Why constructor does not work in some cases?

Question

I have a class definition. And I am confused about some constructor behaviour. Following is the code.

#include <iostream>
#include <cstdlib>

using namespace std;

class A
{
  int i;
public:
  void seti(int v) {cout << "Setting i\n"; i=v;}
  void print() {cout << "i = " << i << endl;}
  A(){};
  A(int v) {cout << "Setting i in par-ctor to " << v << "\n"; i=v;}
  A(A& o) {cout << "In copy ctor, changing i to " << o.i << "\n";i=o.i;}
  A& operator=(A o) {cout << "In assignment op\n"; this->i = o.i; return(*this);}
};

int main()
{
  A o1;
  A o2(2);
  A o3 = A(4);
  A o4 = 35;

  return(0);
}

I want to know why this code does not compile unless

a) The defined copy constructor is commented, or

b) The defined copy constructor has a 'const' qualifier as in A& A(const A& o) or

c) Object initializations for both o3 and o4 are removed.
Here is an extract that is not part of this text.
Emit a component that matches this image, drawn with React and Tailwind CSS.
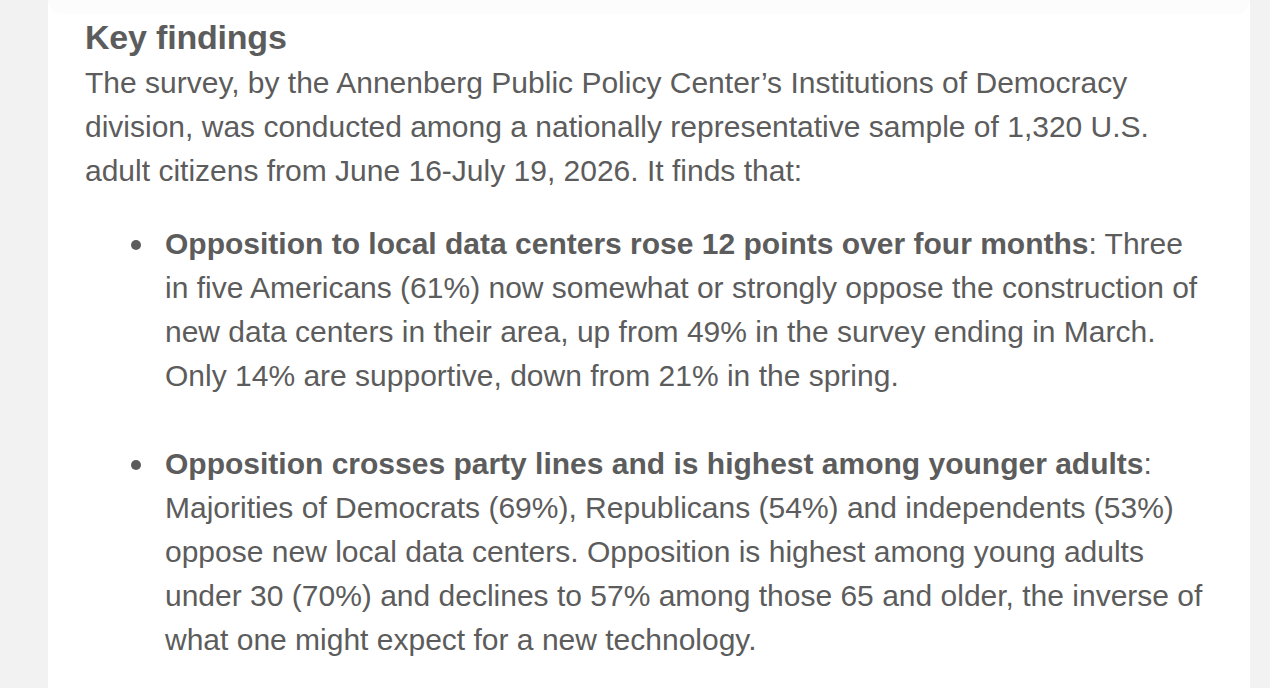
function Item({ title, children }) {
  return (
    <li className="flex">
      <div className="w-[80px] shrink-0 pl-[46px] pt-[18px]">
        <div className="h-[10px] w-[10px] rounded-full bg-[#5c5c5c]" />
      </div>
      <div>
        <strong className="font-bold">{title}</strong>
        {children}
      </div>
    </li>
  );
}

export default function App() {
  return (
    <div className="min-h-[688px] bg-[#f2f2f2] pl-[48px] pr-[20px] font-['Liberation_Sans',Arial,sans-serif] text-[#5c5c5c]">
      <div className="relative min-h-[688px] bg-white pl-[37px] pr-[39px] pt-[17px]">
        <div className="absolute left-0 right-0 top-0 h-[14px] rounded-b-[60px] bg-[#fcfcfc]" />
        <h2 className="relative text-[34px] font-bold leading-[40px] tracking-[-0.2px] mb-[4px]">Key findings</h2>
        <p className="text-[30px] leading-[44px]">
          The survey, by the Annenberg Public Policy Center’s Institutions of Democracy division, was conducted among a nationally representative sample of 1,320 U.S. adult citizens from June 16-July 19, 2026. It finds that:
        </p>
        <ul className="mt-[29px] text-[30px] leading-[44px] space-y-[44px]">
          <Item title="Opposition to local data centers rose 12 points over four months">
            : Three in five Americans (61%) now somewhat or strongly oppose the construction of new data centers in their area, up from 49% in the survey ending in March. Only 14% are supportive, down from 21% in the spring.
          </Item>
          <Item title="Opposition crosses party lines and is highest among younger adults">
            : Majorities of Democrats (69%), Republicans (54%) and independents (53%) oppose new local data centers. Opposition is highest among young adults under 30 (70%) and declines to 57% among those 65 and older, the inverse of what one might expect for a new technology.
          </Item>
        </ul>
      </div>
    </div>
  );
}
Regarding (c) in which the invocation of constructor A(int) is expected,

How does the actual copy constructor definition (the one without const) conflict with the parametrized (with int) constructor ?

Answer 1

First look here:

A o3 = A(4);

The A(4) creates a temporary object. This expression is an rvalue. An rvalue cannot bind to a non-const lvalue reference like A&, so the copy constructor cannot be chosen. A better copy constructor declaration has a const A&, so that it can be constructed from rvalues too. That's why your (b) fix works.

The same problem manifests here:

A o4 = 35;

In copy-initialisation (with an =), a temporary of the object is constructed and then copied into the object you're declaring. So this is equivalent to:

A o4 = A(35);

And therefore exhibits the same problem as above.